Agricultural Powerhouse Brazil Can’t Contain Rising Food Bill

ETFS

Brazil is No. 1 in sugarcane, orange juice, beef and coffee bean production. It’s No. 2 in soybeans. It’s a pretty big corn producer.  It has rivers loaded with fish from the Amazon to Rio Grande do Sul. Yet, it cannot keep food prices down.

The Brazilian economy cannot catch a break.  Soybeans rose 9,3% in a month, mostly due to the United States. Brazil soy prices track Chicago soy futures, which are rising.

But local ground food items are doing even worse.

Over the last 12 months, the price of brown beans for example, a staple food item in Brazil, has risen 44%.  Beans are an important component to Brazilian inflation, accounting for half a percent of the weighting.

On Friday, the government proposed eliminating tariffs on food products they import from Mercosul — namely wheat imported from Argentina. Prices of food in Brazil are on the way up, regardless of its strong harvests this season. If you’re going to Pão de Açucar for some chicken and a bag of Tio João, bring some extra reais.

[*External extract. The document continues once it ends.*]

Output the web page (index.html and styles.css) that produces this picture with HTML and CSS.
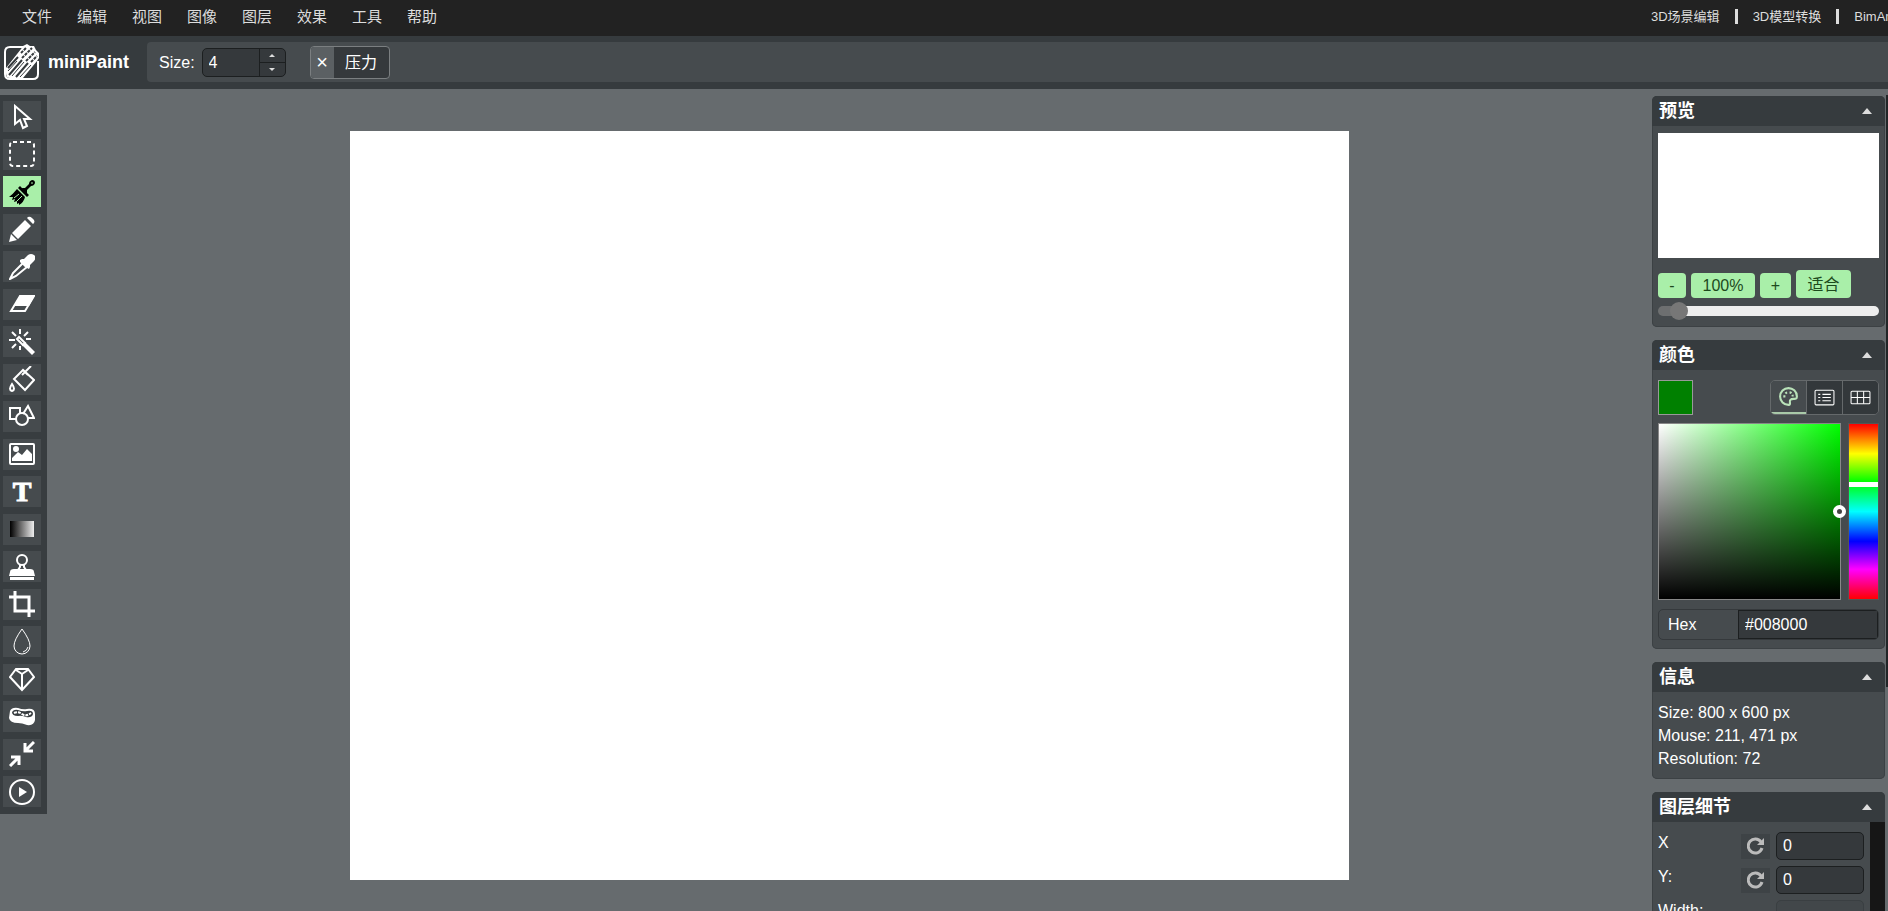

Brazil’s IGP-M index has agricultural goods rising 1.25% in June, after declining 2.22% in May.  Inflation remains stubborn.

Nomura Securities sees inflation struggling to come in below 6% this year.  The Central Bank will be wary of that and keep rates steady to higher in the months ahead.  That, coupled with a depressing global outlook again and continued protests in Brazil over a stubbornly high cost of living with little to show for it, bodes poorly for Brazil investors.

The iShares MSCI Brazil (EWZ) exchange traded fund may finally fall below $40. Investors need to be wary of this market going forward.